The sense of surprise, here, is achieved in a way that is common to Chinese haiku, brief lyrical observation intended to reveal and disclose buried feeling. To begin with, we have no bearings: The poem only lets us know at first that it has been snowing, but where? Dark car tracks "move in" out of somewhere--"the darkness"--but what darkness? Clearly, this darkness surrounds us--it's either night, or it's heavily overcast, in "snow light," that sort of deep, fuzzy blueness you get when it's snowing. Then there's a train window--are we inside the train, or out? "I have awakened"--okay, so we see the speaker is inside the train, looking out the window. "Awakened"--so he's been sleeping. Is this an old-fashioned "sleeper-car", or has the speaker just fallen asleep, sitting upright? Probably doesn't matter. But he's arrived in Missoula, Montana--from somewhere else (wherever, it doesn't seem to matter), "utterly happy." Why so happy? Does it matter? We aren't given enough information to cloud our apprehension of the simplicity of this feeling. For anyone who has ever slept on a train, and wakened while the train has stopped at a station, our emotional feeling is specific in a generic way. This generic emotional quality is precisely what Bly is trying to capture. As in the earlier poem, it is Winter, it is snowing, the speaker is forsaken by his vague feeling of isolation, but this isolation, and the coldness (suggesting death) aren't the occasion of loneliness, or sadness, but of exhilaration. Has Bly taken the train from Minneapolis to Missoula to give a poetry reading at the University of Montana (in Missoula?). It isn't important that we know this. Dry facts (details) only tend to obscure what is, indeed, a common, but vivid, sensation. 

What would have irritated Nemerov so much, was the arrogance of assuming that the reader--any reader--would be satisfied with this bald statement of event. Its presumption, that the speaker's happiness was sufficient in itself to justify our interest and participation, without explaining, in greater detail, or with more craft and skill, what reason there might be for us to share in that exhilaration. We must be convinced through prosody and rhyme and carefully considered argument, that the experience is worth our time and attention. Nemerov would say it's the poet's duty to provide these things, rather than relying on the naked statement, unadorned with detail or explanation. 

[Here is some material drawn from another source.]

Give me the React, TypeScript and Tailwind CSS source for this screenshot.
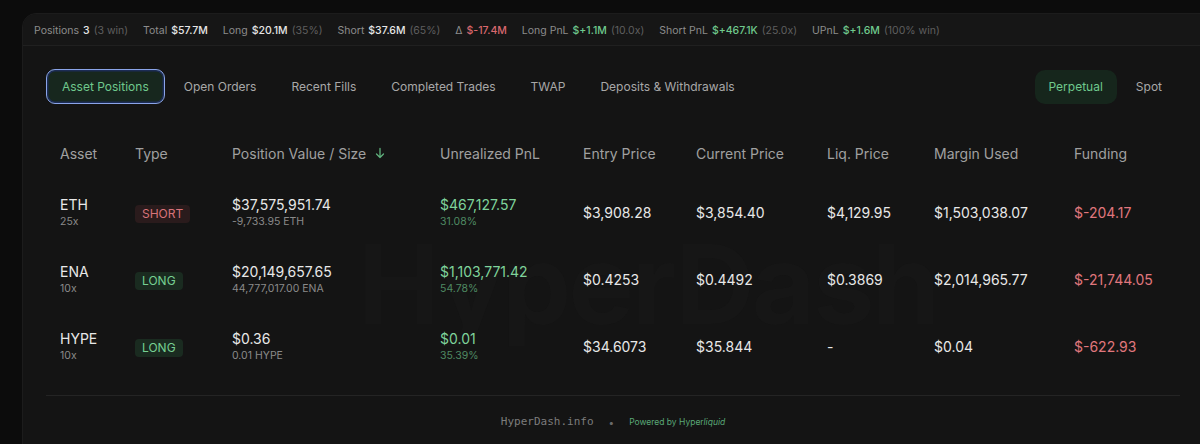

In the years since Silence in the Snowy Fields was published, Bly has often taken a position of authority to his various audiences, has preached and prodded and pestered his readers and listeners to follow the right path, as he sees it, to accept his version of the deeper truths of consciousness and experience and tempered wisdom. The old Bly--the Bly of modest, humble means and simple revelations, expressed through direct language, without pretension-- this is my favorite Bly. By the end of the 1960's, he had turned to propagandist, using his role as public speaker and spokesman on the Left to devote his second collection, The Light Around the Body (Harper &  Row, 1967), to an attack on the Johnson Administration and its Vietnam War policies. He has never turned back from this pontificating stance, moving from cause to cause, confident in his own righteousness, pompous and secure in his choices. 
                                
        

Poets--writers in general--so often turn away from early accomplishments, frequently editing and revising themselves (and their work) in an attempt to "correct" earlier excesses or youthful naivite. Bly's career has gone on so long, by now, that it hardly matters what people may remember from that early book. He's probably published 1000 pages of poetry since Silence in the Snowy Fields, and he continues even now. But none of this changes the quality of that early work, for me. It's still his best. None of the wild Third World surrealism, none of the "Father" stuff or "Men's" work or anti-War sanctimoniousness has changed that one iota.